I have not heard any of the songs on this album so recomend me one so I can listen to it, the best track in it inyour opinion.

Posted
i remember billie saying in an interview that this whole album is centered around Gloria, as in, she's the main character.

and thats always a bit strange, seeing that, at first glance, this album follows Christian and Gloria is a lesser character

(the way American Idiot was set up with the story about Jimmy and whatshername was just someone he met along the way).

But after billie said that, now i've started seeing the album in a new way- i guess from a different perspective of the same interpretations.

Overall, i see Christian as the coward- he's violent, reckless, puts up this tough front and then goes "my life sucks, this world sucks" but doesnt do anything about it.

and then we have Gloria, and sure, she's got some issues of her own, but she wants to do something about it, she wants to make a difference.

but Christian gets pissed off at her because, while she abused drugs herself, she's trying to preach that it's not the right thing to do.

He calls her a hipocrite, saying that she wants to do all this stuff but it's worthless. he likes to wollow in his own rage and expects her to do the same.

this is causing her to lose faith in what she's fighting for, and he doesnt even care, she got close to him, and now she's hurt more than she was before they met.

He continues to "drink fight and fuck" and be a destructive jerk while he leaves Gloria carrying the weight of the world (not to mention their relationship).

Definitely what I think.

Posted
This topic is great! :woot:

But I still don't understand a line of the very beginning of 21stCB (I searched in the forum, but honestly I haven't found nothing)
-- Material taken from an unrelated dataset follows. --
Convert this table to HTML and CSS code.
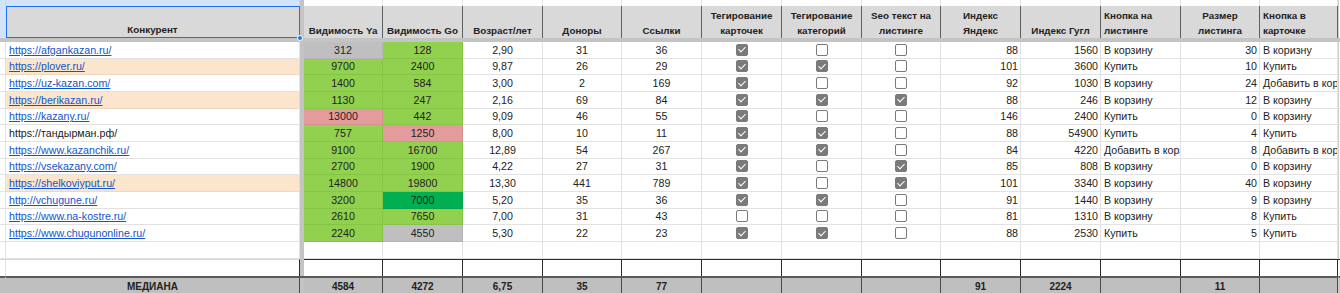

Please help me!! Maybe I'm asking something that is obvious for you...

"A welfare child where the teamsters dwelled"

1- What is a welfare child? Is he a child whose family is poor so his parents receive money from the government?

2- Where do the teamsters dwell? It means that the child lives in a poor town where the guys who drive trucks stay for one night just to rest and then they leave? Or is it a town where the families of these teamsters live?

hey welcome to the forum. I'm not sure about the second question, but yeah that's what a welfare child is. Billie was raised in a pretty poor family, cause after his dad died, his mom had to suport him and five other kids.

Posted

Thanks for responding thisisAB! :D

...I've something more to ask:

after addressing his own generation, in 5th verse BJ addresses the next:

We are the class of 13

born in the era of humility

we are the desperate in the decline

raised by the bastards of 1969!!!

1- The song is slightly different from the booklet; what does BJ sing: "We are the cries of the class of 13"?

The class of 13 are the ones who will graduate from high school in 2013, like BJ's oldest son. But what are the cries (if this is the word) of the class of 13?

2- And most important: they were born in 1995... was this a era of humility? In which sense?

Posted

Oh, great thread!

I think that the storyline is something that this girl Katy(?) said.

I think like that too.

And now, I've been thinking about all this lyrics, and I was wondering

In 21guns, in this line

Did you try to live on your own

When you burned down the house and home?

Did you stand too close to the fire?

Like a liar looking for forgiveness from a stone

This line is like their dialog, because there is mixed feeling, and and like they're still accusing each other, but in the end make up.

The first two couplet are about Christian, because he's very common represented like "fire". The Gloria asks him this, because he burned all down ( Murder City )

And the other two, it's for Gloria. The "liar" represents her, like a line form "¿Viva La Gloria? (Little Girl)" when I think Christian says to her " Little girl, little girl, you dirty liar, you're just a junkie preaching to the choir".

This line is a question from Christian to her. She was close to him, she should know what he's gonna do, but she did nothing ( burn everything down, everything he did in Murder City )

And she's looking for forgiveness from him ( he's the stone in this line )

I that song, I think she's coming back, to ask him to forgive her for her lies. ( being a junky, Christian's offended by her lies, because he was looking up to her, she was the one for him, but she lied, she wasn't the one he was thinking she is. )

And at the and of the song this line

When it's time to live and let die

And you can't get another try

Something inside this heart has died

You're in ruins.

This line is for both of them. They're sick of arguing, they know what they did, but there is no way they can turn back time and repair that. ( "And you can't get another try" )

They're both in ruins, can't take all this pressure on them, and make up. They're stronger together.

This is what I think, there is so much opinions on this particular song, because it's co complicated.

Posted

why do every "gloria" song have a submisson where it stands "its a song about billies wife".....

Posted

^ yea i didnt get that either, didn't he even say in an interview that Gloria is not a representation of his wife, only Last Night on Earth was for her?

i personally thought that they should have just used a couple interpretations from this thread, because they're the most accurate imo.

think about 21Guns the same way you do....it's more of a relationship song to me, like "throw down your arms" meaning just stop fighting and we'll get through it. Along with your other interpretations of course. it's how im feeling with my own s.o. right now.

but we all know how this is going to be taken by the general public once the single comes out...just like wmuwse, of course.

all i have to say is, if this new video they're shooting as anything to do with soldiers, i'll blow the director's brains out.

Posted
1- The song is slightly different from the booklet; what does BJ sing: "We are the cries of the class of 13"?

Is he not just singing, "We are the class of, the class of 13" ? Like, just repeating that bit so it sounds better ?

^ yea i didnt get that either, didn't he even say in an interview that Gloria is not a representation of his wife, only Last Night on Earth was for her?

Yeah he mentioned in one interview that all the songs are really about him, and things he went through / emotions he felt but they gave them characters names to make it more interesting and give it a proper story. He said they could just as easily have called it "Viva la Billie Joe" :lol: therefor, not about Adrienne.